27 de out de 2012 02:50
Respostas · 2
2
1. Fresh air is considered healthy and morning air even more so. It gives an image that here was so much to enjoy at this point in his life, even breathing good air. 2. This is ironic. A 'well-rounded' man is usually meant to mean a man who is master at many things. The iron is to the author that many men who consider themselves to be 'well-rounded' actually have a little knowledge of a great number of things, but not a really profound knowledge of anything. The label 'well-rounded' is, many times, a conceit, an illusion.
27 de outubro de 2012
1
NoAgenda, I agree with fdaxey's comments about the first question concerning fresh air, but have a different opinion concerning your second question.

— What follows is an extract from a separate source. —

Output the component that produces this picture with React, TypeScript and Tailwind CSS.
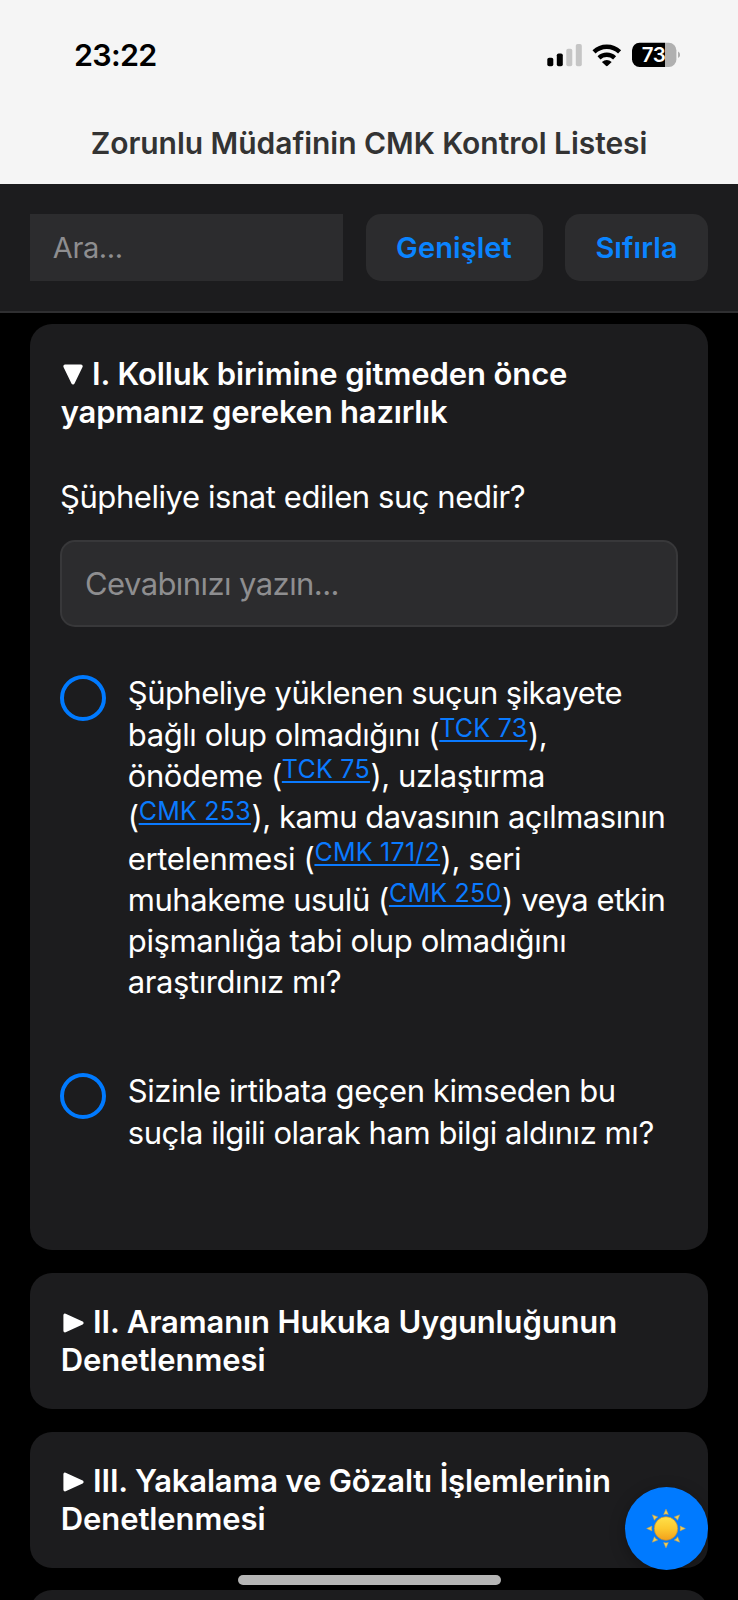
import type { ReactNode } from "react";

function StatusBar() {
  return (
    <div className="flex h-[109px] items-start justify-between pl-[74px] pr-[58px] pt-[37px] text-black">
      <span className="text-[30.5px] leading-[36px] font-semibold tracking-[-0.7px]">23:22</span>
      <svg className="mt-[5px] h-[26px] w-[134px]" viewBox="546 42 134 26">
        <rect x="547.3" y="57.8" width="6" height="8.4" rx="1.8" fill="#000" />
        <rect x="556.8" y="53.4" width="6" height="12.8" rx="1.8" fill="#000" />
        <rect x="566.3" y="48.8" width="6" height="17.4" rx="1.8" fill="#c5c5c5" />
        <rect x="575.8" y="44" width="6" height="22.2" rx="1.8" fill="#c5c5c5" />
        <g fill="none" stroke="#000" strokeWidth="4.4">
          <path d="M594 51.8a18.6 18.6 0 0 1 25.6 0" />
          <path d="M599 57.8a11.6 11.6 0 0 1 15.6 0" />
        </g>
        <path d="M601.9 62q4.9-4 9.8 0l-4 3.8q-.9.9-1.8 0z" fill="#000" />
        <clipPath id="battery">
          <rect x="632" y="42.7" width="44.4" height="24.4" rx="7.6" />
        </clipPath>
        <g clipPath="url(#battery)">
          <rect x="632" y="42" width="33" height="26" fill="#000" />
          <rect x="665" y="42" width="12" height="26" fill="#b0b0b0" />
        </g>
        <path d="M678 51.6q4.6 3.1 0 6.4z" fill="#b0b0b0" />
        <text x="653.6" y="62" textAnchor="middle" fontSize="20.5" fontWeight="600" letterSpacing="-0.5" fill="#fff">
          73
        </text>
      </svg>
    </div>
  );
}

function Line({ className, children }: { className: string; children: ReactNode }) {
  return <span className={`block whitespace-nowrap ${className}`}>{children}</span>;
}

function Ref({ children }: { children: ReactNode }) {
  return (
    <a
      href="#"
      className="mr-[0.5px] align-[8.6px] text-[25px] leading-none tracking-[0.25px] text-[#0a7aff] underline decoration-[2px] underline-offset-[3px]"
    >
      {children}
    </a>
  );
}

function Marker({ open }: { open?: boolean }) {
  return open ? (
    <svg className="mr-[8.5px] ml-[0.8px] inline-block h-[22px] w-[22px] align-[-1px]" viewBox="0 0 22 22">
      <path d="M3 2.2h16L11 18.8z" fill="#fff" stroke="#fff" strokeWidth="3.4" strokeLinejoin="round" />
    </svg>
  ) : (
    <svg className="mr-[8.5px] ml-[0.8px] inline-block h-[22px] w-[23px] align-[-1px]" viewBox="0 0 23 22">
      <path d="M3 3.2v15.6L20 11z" fill="#fff" stroke="#fff" strokeWidth="3.2" strokeLinejoin="round" />
    </svg>
  );
}

function Card({ className = "", children }: { className?: string; children?: ReactNode }) {
  return (
    <section className={`shrink-0 rounded-[22px] bg-[#1c1c1e] px-[30px] pt-[30px] ${className}`}>{children}</section>
  );
}

function Heading({ children }: { children: ReactNode }) {
  return <h2 className="pl-[0.8px] text-[31px] leading-[38.4px] font-semibold text-white">{children}</h2>;
}

function CheckItem({ className = "", children }: { className?: string; children: ReactNode }) {
  return (
    <label className={`flex items-start ${className}`}>
      <span className="mt-[2.7px] h-[46px] w-[46px] shrink-0 rounded-full border-4 border-[#007aff]" />
      <span className="ml-[21.8px] block text-[31px] leading-[41.3px] text-white">{children}</span>
    </label>
  );
}

export default function App() {
  return (
    <div className="relative flex h-[1600px] w-[738px] flex-col overflow-hidden bg-black font-['Inter',sans-serif]">
      <header className="h-[184px] shrink-0 bg-[#f5f5f5]">
        <StatusBar />
        <h1 className="pt-[14px] text-center text-[30px] leading-[40px] font-semibold tracking-[-0.04px] whitespace-nowrap text-[#333]">
          Zorunlu Müdafinin CMK Kontrol Listesi
        </h1>
      </header>

      <div className="flex h-[129px] shrink-0 items-start border-b-2 border-[#2f2f31] bg-[#1c1c1e] px-[30px] pt-[29.5px] text-[29px] leading-[67.5px]">
        <div className="h-[67.5px] w-[313px] bg-[#2c2c2e] pl-[22.8px] tracking-[-0.4px] text-[#8e8e90]">Ara...</div>
        <button className="ml-[22.5px] h-[67.5px] w-[177px] rounded-[15px] bg-[#2c2c2e] font-semibold tracking-[0.09px] text-[#0a84ff]">
          Genişlet
        </button>
        <button className="ml-[22.5px] h-[67.5px] w-[143px] rounded-[15px] bg-[#2c2c2e] font-semibold tracking-[0.08px] text-[#0a84ff]">
          Sıfırla
        </button>
      </div>

      <main className="flex flex-col gap-[22.5px] px-[30px] pt-[11.3px]">
        <Card className="h-[926px]">
          <div className="pt-[0.6px]">
            <Heading>
              <Line className="tracking-[-0.1px]">
                <Marker open />
                I. Kolluk birimine gitmeden önce
              </Line>
              <Line className="tracking-[-0.22px]">yapmanız gereken hazırlık</Line>
            </Heading>
          </div>
          <p className="mt-[44.6px] text-[31px] leading-[41.3px] tracking-[-0.43px] text-white">
            Şüpheliye isnat edilen suç nedir?
          </p>
          <div className="mt-[22.4px] h-[87.4px] rounded-[15px] border-2 border-[#38383a] bg-[#2c2c2e] pl-[23px] text-[31px] leading-[84px] tracking-[-0.58px] text-[#8e8e90]">
            Cevabınızı yazın...
          </div>
          <CheckItem className="mt-[45px]">
            <Line className="tracking-[-0.55px]">Şüpheliye yüklenen suçun şikayete</Line>
            <Line className="tracking-[-0.42px]">
              bağlı olup olmadığını (<Ref>TCK 73</Ref>),
            </Line>
            <Line className="tracking-[-0.42px]">
              önödeme (<Ref>TCK 75</Ref>), uzlaştırma
            </Line>
            <Line className="tracking-[-0.47px]">
              (<Ref>CMK 253</Ref>), kamu davasının açılmasının
            </Line>
            <Line className="tracking-[-0.35px]">
              ertelenmesi (<Ref>CMK 171/2</Ref>), seri
            </Line>
            <Line className="tracking-[-0.46px]">
              muhakeme usulü (<Ref>CMK 250</Ref>) veya etkin
            </Line>
            <Line className="tracking-[-0.38px]">pişmanlığa tabi olup olmadığını</Line>
            <Line className="tracking-[-0.43px]">araştırdınız mı?</Line>
          </CheckItem>
          <CheckItem className="mt-[67.6px]">
            <Line className="tracking-[-0.43px]">Sizinle irtibata geçen kimseden bu</Line>
            <Line className="tracking-[-0.44px]">suçla ilgili olarak ham bilgi aldınız mı?</Line>
          </CheckItem>
        </Card>

        <Card className="h-[136.3px]">
          <Heading>
            <Line className="tracking-[-0.14px]">
              <Marker />
              II. Aramanın Hukuka Uygunluğunun
            </Line>
            <Line className="tracking-[-0.1px]">Denetlenmesi</Line>
          </Heading>
        </Card>

        <Card className="h-[136.3px]">
          <Heading>
            <Line className="tracking-[-0.17px]">
              <Marker />
              III. Yakalama ve Gözaltı İşlemlerinin
            </Line>
            <Line className="tracking-[-0.1px]">Denetlenmesi</Line>
          </Heading>
        </Card>

        <Card className="h-[136.3px]" />
      </main>

      <button className="absolute top-[1486.5px] left-[624.8px] flex h-[83px] w-[83px] items-center justify-center rounded-full bg-[#007aff] shadow-[0_4px_16px_rgba(0,0,0,0.3)]">
        <svg className="h-[42px] w-[42px]" viewBox="-21 -21.5 42 42">
          <defs>
            <linearGradient id="sun" x1="0" y1="0" x2="0" y2="1">
              <stop offset="0" stopColor="#ffe14a" />
              <stop offset="0.5" stopColor="#fcc92f" />
              <stop offset="1" stopColor="#f2a01c" />
            </linearGradient>
          </defs>
          {[0, 45, 90, 135, 180, 225, 270, 315].map((a) => (
            <path
              key={a}
              d="M-2.4 -14 L0 -19.4 L2.4 -14 Q0 -14.8 -2.4 -14z"
              fill="#f0cf55"
              stroke="#b99a5c"
              strokeWidth="0.5"
              transform={`rotate(${a})`}
            />
          ))}
          <circle r="11.8" fill="url(#sun)" stroke="#b98a3c" strokeWidth="0.7" />
        </svg>
      </button>

      <div className="absolute top-[1575px] left-[238px] h-[10px] w-[262.5px] rounded-full bg-[#b5b5b5]" />
    </div>
  );
}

First of all, the passage doesn't refer to English majors. The "well-rounded man" is a well-educated and fully experienced man. A specialist by definition is limited to a narrow field of interest. How, then, can the well-rounded man be the most limited of all specialists? The irony is only apparent. The well-rounded man is limited by the fact that his goal is self improvement. His "specialty" confines him to understand the world through the "single window" of the self. As the story of the Great Gadsby unfolds the well-rounded "Nick Carraway" proves to be the only character with wisdom and integrity. His life of self-education and self-improvement makes him more "successfull" than the enormously rich Mr. Gadsby. Or as Shakespeare expressed it, "This above all: to thine own self be true, And it must follow, as the night the day, Thou canst not then be false to any man".